- Original language: French
- Written by: Hergé and Jacques Van Melkebeke
- Subject: Tintin attempts to search for mysterious Mr. Boullock
- Genre: Adventure
- Setting: India and Syldavia

Premiere
- Date: 1941
- Place: Théâtre Royal des Galeries, Belgium
- Directed by: Paul Riga

= Mr. Boullock's Disappearance =

Play by Hergé and Jacques Van Melkebeke

Mr. Boullock's Disappearance (French: Monsieur Boullock a disparu) is a 1941 Belgian theatre piece in three acts written by Hergé and Jacques Van Melkebeke. It features Hergé's famous character, Tintin. The events of the story occur without the chronology of Tintin stories.

== History ==
Van Melkebeke wrote the first and third act, with Hergé writing the second act. The writing took only ten days. This was the second time that the two had collaborated on a stage version of Tintin, after Tintin aux Indes, which had been staged April-May 1941. Like the earlier play, Mr. Boullock's Disappearance was produced at the Théâtre Royal des Galeries in Brussels, and was directed by Paul Riga. Performances took place during the Christmas school holidays, on 26, 29 and 30 December 1941, and 3 and 8 January 1942. Critical reception was lukewarm.

== Cast ==
- Marcel André played the two detectives commonly known in English as Thomson and Thompson. Here they are introduced by name for the first time as "Durant and Durand"; they were later renamed as "Dupont and Dupond".
- Tintin: Roland Ravez

== Synopsis ==
Tintin and the Thompsons are called in by Mrs Boullock to find her husband, a millionaire who disappeared two days previously. Before they can even start their enquiries, a man arrives at the house claiming to be suffering from amnesia. Mrs Boullock identifies him as her husband, but he is shortly followed by an identical man also claiming to be suffering from amnesia, throwing her into doubt. To identify which is the real Mr Boullock, and which the impostor seeking to claim his fortune, Tintin and the Thompsons seek the help of Professor Doryford, inventor of a truth-detector. Prosper and Jules, the henchmen of the impostor, try to impede their journey, and ultimately to eliminate both Tintin and Doryford.

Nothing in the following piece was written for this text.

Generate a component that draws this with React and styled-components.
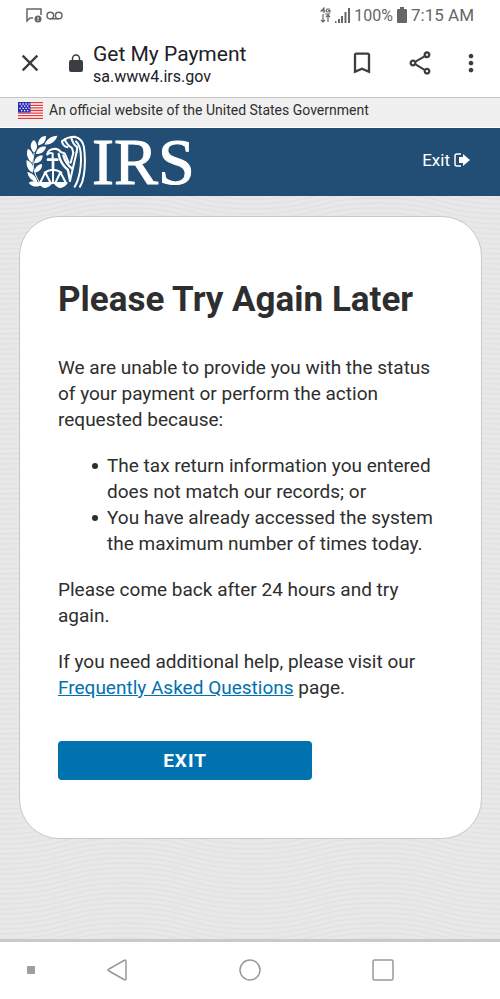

The adventure takes Tintin to Casablanca, the virgin forests of Argentina, and to China and Tibet (this being Tintin's first visit to Tibet). The denouement comes about back in Brussels, in the Boullock home, where with the aid of Professor Doryford and his truth-detector the impostor is unmasked and the real Mr Boullock is restored to his wife.

== Characters ==
Characters created especially for the play include Mohamed El Bazoul, the two villains, Prosper and Jules, an Indian, Aztapopotitirolidacatapelt, Chou-Chi-Fou and Chong, and two Tibetan bonzes.